The German army in fact had a culture of delegated authority to NCOs that encouraged small groups to take the initiative in the battlefield. So although I didn’t know anything about it at the time, I could have written that in terms of network structure, the German army was far more of a distributed network, and therefore, in fact, far more versatile and responsive to changing battlefield conditions. It was the British army that was actually held back by the waiting for orders mentality.
This is one of the principle of High-reliability organisation: entrust people at the sharp edge to do what they think is needed for safety, as Sidney Dekker writes in "Drift info Failure".
Analogy between overspecification and overfitting
Shortly afterwards, Sean Carroll recounts the overspecification of the EU constitution:
I remember I was teaching at a summer school in Europe, right when the EU constitution was being debated, and one of the guest lecturers, it was a very broad summer school, one of the guest lectures was from Stephen Breyer, the US Supreme Court Justice. And he was too polite to say it out loud, but he’s like, this proposed EU constitution, hundreds of pages, and he’s like, here’s our constitution, that’s worked pretty well, it’s a couple of pages long, because it doesn’t try to pretend to anticipate every single possible thing, and you have to allow for the system to breathe a little bit.
Here, we can see obvious a connection to model overfitting. Over-specified constitution is unlikely to "age well" in a rapidly changing environment, which is equivalent for a model to receiving new data for which it was not trained.
Buterin and Weyl also recognised this analogy from a slightly different perspective in their essay "Central Planning as Overfitting".
The regularisation method based on a feedback loop can perhaps be applied to the public policy design process (e. g., environmental policy), but not to the process of writing a constitution because we cannot easily "iterate" on it. So, we should apply other regularisation techniques when we try to write a constitution.
An equivalent of dropout, perhaps, would be trying to remove every single chapter from the constitution one-by-one and see if the remaining chapters still provide roughly the same guidance for the things which were specifically discussed in the "dropped out" chapter.
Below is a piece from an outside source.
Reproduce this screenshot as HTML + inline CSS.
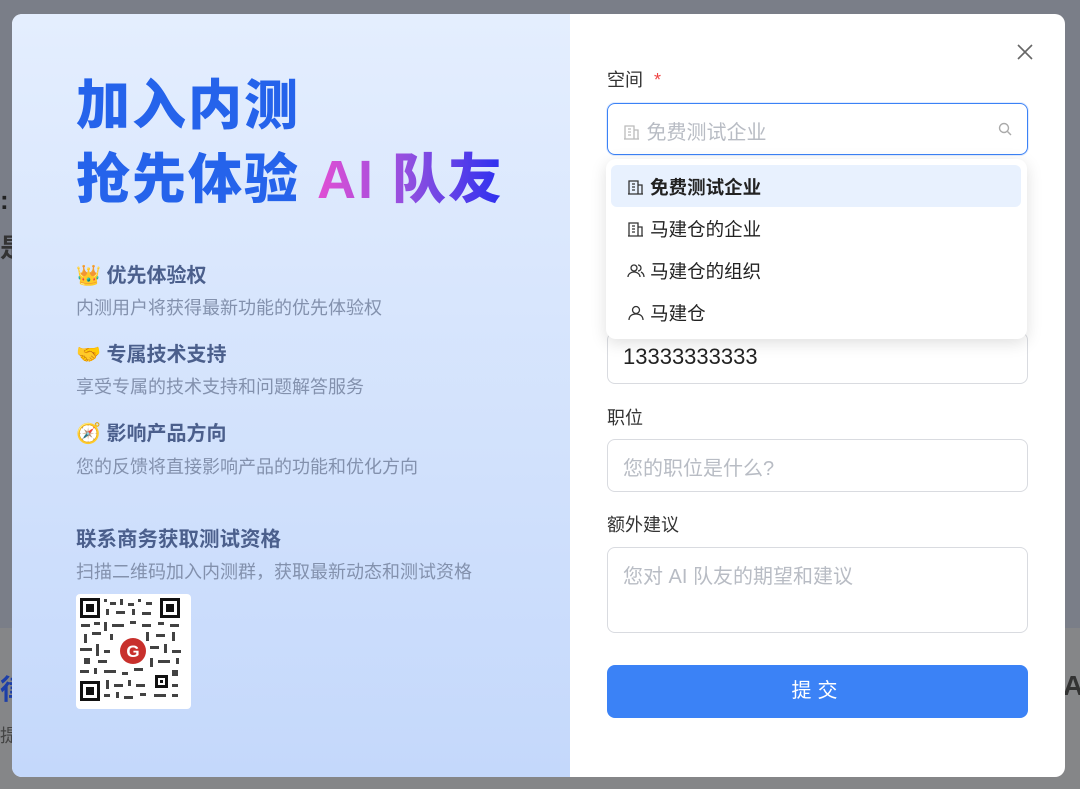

This process should lead to sufficiently generically formulated chapters which can also provide guidance in the new areas of politics and ethics opened up by the new technological and social developments.
What other principles of reliability and ML engineering can we apply in state and policy work?
One of the principles of reliability engineering is to monitor as many runtime metrics as possible. Applications of this principle in the government are obvious. However, there is also also a contra position that one should only collect data for a purpose. Also, as Nassim Taleb warns, the number of spurious correlations grows quadratically with the growth in the number of collected metrics. So we should be very careful when using the data for correlation analysis.